McCarthy, for his part, boasted that the legislation reduces federal spending for the first time and includes new work requirements that Democrats have railed against.

The approach is not without risks for both leaders, who are often viewed skeptically by stalwarts within their own parties and need to keep their shaky coalitions intact to hold on to power.

For McCarthy, who needed multiple rounds of votes to be elected speaker in January, the deal is especially fraught. He made several concessions to the House Freedom Caucus while pursuing the speakership, and some members of the group threatened to use the power they secured during the speaker battle to try to oust McCarthy from his post.
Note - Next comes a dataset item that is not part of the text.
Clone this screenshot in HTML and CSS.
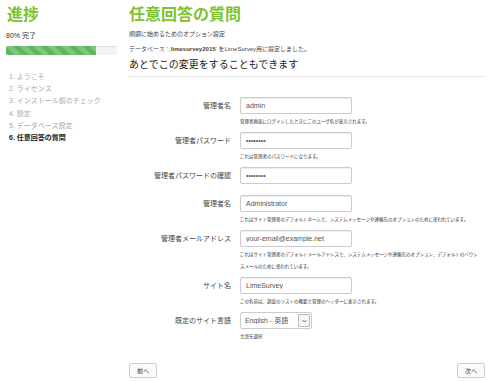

The last two Republican House speakers, John A. Boehner (Ohio) and Paul D. Ryan (Wis.) each resigned from Congress after squabbling with conservatives and facing threats of removal. And House Republicans have, if anything, only grown more restive and hard-hitting since then, forcing McCarthy to put several of his most rebellious members on key committees.

For his part, Biden is gearing up for a reelection bid in which he will probably need liberal Democrats to turn out in large numbers. Biden and his aides have spent much of the past few days on the phone, calling more than 100 Democratic lawmakers across the ideological spectrum to sell them on the deal, White House officials said. Many of those calls have gone to liberals, including Jayapal.

One of the main messages has been an echo of Biden’s often-used quote asking voters to compare him to the alternative, rather than to the Almighty.

“It’s not going to be perfect,” White House press secretary Karine Jean-Pierre said of the negotiated deal Tuesday. “Not everyone gets what they want, and that’s what negotiation looks like.”